The Blue Cloak (De Blaue Huik)

Details
PIETER BRUEGHEL II (BRUSSELS 1564/5-1637/8 ANTWERP)
The Blue Cloak (De Blaue Huik)
signed '·P· BREVGHEL·' (lower center)
oil on panel, circular
7 ½ in. (19 cm.) diameter
Provenance
with van Diemen & Co., Berlin, circa 1934.
(Possibly) Private collection, Berlin, 1934.
Anonymous sale; Christie's, Rome, 10 May 1983, lot 307.
with Galerie de Jonckheere, Brussels, by 1983, where acquired by the present owner.

Please note that the present work is being offered for sale pursuant to a settlement agreement between the current owner and the company Van Diemen & Co. The settlement agreement resolves the dispute over ownership of the work and title will pass to the successful bidder.




Literature
G. Marlier, Pierre Brueghel le Jeune, Brussels, 1969, p. 157, no. 18b.
K. Ertz, Pieter Brueghel der Jüngere (1564-1637/38): die Gemälde mit kritischem Oeuvrekatalog, Lingen, 1988/2000, I, pp. 129-130, 204, no. E93, fig. 95.
Exhibited
Brussels, Galerie de Jonckheere, Pierre Brueghel le Jeune et les Paysagistes de Son Époque, 9 December 1983-17 March 1984, no. 5.

Brought to you by

Francois de Poortere
Francois de Poortere International Director, Head of Department

Lot Essay

This rare composition by Pieter Brueghel II is one of only four recorded examples, each of which Ertz dates to after 1616 on account of the artist’s spelling of his surname (until 1616 he signed his works P. BRVEGHEL; loc. cit.). The present painting and two others, one on the London art market in 1997 and another on the Parisian art market in 1993 (op. cit., p. 204, nos. E 92 and E 93a), depict the two main figures in slightly larger scale than an unsigned variant in the Schönborn collection at Pommersfelden (op. cit., p. 205, no. E 94, illustrated). Further differences can be discerned in the shape and number of the trees at right and the background figures.

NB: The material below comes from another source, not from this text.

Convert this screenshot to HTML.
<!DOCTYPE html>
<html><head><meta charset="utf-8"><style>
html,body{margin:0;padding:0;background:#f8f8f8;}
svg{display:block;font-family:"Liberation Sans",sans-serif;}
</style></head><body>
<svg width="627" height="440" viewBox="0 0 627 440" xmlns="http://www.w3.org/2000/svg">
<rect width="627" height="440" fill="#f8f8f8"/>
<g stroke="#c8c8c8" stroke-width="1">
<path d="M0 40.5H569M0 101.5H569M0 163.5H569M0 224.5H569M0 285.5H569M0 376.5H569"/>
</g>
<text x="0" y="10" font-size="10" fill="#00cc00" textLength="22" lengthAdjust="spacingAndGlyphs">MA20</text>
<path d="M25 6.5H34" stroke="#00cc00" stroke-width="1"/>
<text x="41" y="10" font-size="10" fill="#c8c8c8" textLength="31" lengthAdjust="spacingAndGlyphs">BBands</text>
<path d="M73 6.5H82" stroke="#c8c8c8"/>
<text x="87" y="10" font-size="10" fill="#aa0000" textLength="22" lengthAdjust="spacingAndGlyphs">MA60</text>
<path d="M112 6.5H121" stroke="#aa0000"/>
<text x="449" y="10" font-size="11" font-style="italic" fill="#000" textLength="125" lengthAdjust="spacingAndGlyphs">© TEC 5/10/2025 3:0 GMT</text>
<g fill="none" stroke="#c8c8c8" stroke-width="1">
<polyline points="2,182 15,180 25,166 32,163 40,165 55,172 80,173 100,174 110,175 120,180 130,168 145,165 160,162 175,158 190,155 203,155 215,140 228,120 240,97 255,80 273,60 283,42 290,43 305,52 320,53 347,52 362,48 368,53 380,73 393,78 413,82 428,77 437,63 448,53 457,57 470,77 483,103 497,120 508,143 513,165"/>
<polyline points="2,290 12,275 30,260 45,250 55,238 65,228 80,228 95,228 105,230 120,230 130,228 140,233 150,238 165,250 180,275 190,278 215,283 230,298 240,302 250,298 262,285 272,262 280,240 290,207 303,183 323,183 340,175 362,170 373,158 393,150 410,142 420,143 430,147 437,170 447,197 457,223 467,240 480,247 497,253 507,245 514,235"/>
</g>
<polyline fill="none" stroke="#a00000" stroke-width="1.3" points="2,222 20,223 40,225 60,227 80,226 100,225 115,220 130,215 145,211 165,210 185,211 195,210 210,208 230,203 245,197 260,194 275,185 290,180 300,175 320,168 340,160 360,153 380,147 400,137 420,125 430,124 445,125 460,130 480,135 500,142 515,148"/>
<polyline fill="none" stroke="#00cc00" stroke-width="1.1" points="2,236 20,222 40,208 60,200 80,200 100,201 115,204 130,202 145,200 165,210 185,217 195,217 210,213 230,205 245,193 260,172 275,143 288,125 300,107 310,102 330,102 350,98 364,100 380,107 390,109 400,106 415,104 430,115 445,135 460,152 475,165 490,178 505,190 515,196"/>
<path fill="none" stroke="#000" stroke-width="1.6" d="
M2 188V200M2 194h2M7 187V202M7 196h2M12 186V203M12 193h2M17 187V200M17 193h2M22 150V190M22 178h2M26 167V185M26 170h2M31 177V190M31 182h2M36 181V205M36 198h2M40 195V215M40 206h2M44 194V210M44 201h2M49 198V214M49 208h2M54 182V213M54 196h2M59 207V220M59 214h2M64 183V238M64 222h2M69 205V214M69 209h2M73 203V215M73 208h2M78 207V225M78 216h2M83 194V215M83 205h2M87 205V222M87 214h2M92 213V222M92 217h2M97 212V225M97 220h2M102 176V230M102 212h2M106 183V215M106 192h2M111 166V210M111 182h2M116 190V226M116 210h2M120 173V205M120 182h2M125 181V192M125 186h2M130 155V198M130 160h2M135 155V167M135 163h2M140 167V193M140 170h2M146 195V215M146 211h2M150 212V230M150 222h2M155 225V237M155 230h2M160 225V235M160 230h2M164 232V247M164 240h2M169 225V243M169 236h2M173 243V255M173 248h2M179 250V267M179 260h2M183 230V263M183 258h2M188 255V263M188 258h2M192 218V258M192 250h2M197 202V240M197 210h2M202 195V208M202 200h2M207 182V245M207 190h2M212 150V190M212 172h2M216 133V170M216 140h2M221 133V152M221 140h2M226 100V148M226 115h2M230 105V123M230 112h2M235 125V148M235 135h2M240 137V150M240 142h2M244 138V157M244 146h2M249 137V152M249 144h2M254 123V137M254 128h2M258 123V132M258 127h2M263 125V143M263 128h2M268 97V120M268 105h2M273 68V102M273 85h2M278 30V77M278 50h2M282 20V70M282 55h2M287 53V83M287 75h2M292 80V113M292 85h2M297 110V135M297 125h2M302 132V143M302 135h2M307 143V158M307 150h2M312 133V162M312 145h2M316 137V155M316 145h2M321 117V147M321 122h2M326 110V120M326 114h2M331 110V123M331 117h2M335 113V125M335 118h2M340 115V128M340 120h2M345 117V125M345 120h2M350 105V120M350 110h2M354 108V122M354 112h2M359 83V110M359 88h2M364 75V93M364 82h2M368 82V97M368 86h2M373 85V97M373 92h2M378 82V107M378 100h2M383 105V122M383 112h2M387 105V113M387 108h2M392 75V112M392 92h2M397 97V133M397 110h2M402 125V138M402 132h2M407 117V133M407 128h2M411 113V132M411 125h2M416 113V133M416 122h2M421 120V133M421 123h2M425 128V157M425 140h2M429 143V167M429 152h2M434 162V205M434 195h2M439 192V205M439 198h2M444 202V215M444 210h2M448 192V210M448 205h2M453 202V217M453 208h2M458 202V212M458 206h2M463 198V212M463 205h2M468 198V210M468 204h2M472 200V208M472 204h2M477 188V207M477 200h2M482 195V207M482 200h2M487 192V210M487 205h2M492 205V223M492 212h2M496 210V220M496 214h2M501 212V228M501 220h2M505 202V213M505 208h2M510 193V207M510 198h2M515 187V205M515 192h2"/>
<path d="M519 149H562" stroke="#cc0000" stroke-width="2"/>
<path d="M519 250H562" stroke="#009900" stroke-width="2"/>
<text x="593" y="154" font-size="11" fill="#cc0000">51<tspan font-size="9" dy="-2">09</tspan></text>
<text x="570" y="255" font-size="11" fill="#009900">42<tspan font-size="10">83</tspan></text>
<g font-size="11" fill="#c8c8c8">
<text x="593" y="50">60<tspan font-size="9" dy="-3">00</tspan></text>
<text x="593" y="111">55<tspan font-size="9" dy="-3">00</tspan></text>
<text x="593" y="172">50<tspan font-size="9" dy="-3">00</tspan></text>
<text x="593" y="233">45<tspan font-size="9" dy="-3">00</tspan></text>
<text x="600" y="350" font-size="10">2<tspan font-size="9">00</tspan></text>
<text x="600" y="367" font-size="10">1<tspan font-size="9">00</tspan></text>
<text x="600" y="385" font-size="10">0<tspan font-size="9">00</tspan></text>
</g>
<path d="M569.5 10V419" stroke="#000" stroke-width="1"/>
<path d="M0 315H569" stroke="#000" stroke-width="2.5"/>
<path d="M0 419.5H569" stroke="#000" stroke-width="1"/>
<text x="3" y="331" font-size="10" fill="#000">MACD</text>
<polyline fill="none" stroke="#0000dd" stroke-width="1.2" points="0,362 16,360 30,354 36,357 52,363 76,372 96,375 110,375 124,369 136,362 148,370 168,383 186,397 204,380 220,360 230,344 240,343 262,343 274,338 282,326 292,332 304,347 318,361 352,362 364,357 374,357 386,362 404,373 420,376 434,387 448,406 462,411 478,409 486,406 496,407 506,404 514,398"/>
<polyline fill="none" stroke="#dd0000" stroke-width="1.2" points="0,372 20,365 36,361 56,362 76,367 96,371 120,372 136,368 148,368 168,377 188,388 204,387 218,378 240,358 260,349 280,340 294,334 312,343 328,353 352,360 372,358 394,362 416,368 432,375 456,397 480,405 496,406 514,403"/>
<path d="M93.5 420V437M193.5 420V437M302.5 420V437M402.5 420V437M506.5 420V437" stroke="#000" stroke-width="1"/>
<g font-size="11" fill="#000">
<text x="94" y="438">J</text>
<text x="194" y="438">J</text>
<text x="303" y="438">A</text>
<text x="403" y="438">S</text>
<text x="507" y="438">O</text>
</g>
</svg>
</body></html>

The subject derives from a popular sixteenth-century Flemish proverb that serves as a metaphor for the wife’s adultery and subsequent coverup by literally pulling the wool over her husband’s eyes. The image had been popularized in print by artists like Frans Hogenberg and, most famously, in a painting by Brueghel’s eponymous father, who prominently included it at lower center in his 1559 Netherlandish Proverbs (Staatliche Museen zu Berlin, Gemäldegalerie). In the sixteenth century, the lecherous woman was seen as the quintessential example of the topsy-turvy world, which no doubt accounts for its immense popularity in contemporary imagery.

Until recently, the present painting descended with its pendant depicting The Runaway Horse (see K. Ertz, op. cit., pp. 100, 199, no. E 64, fig. 53).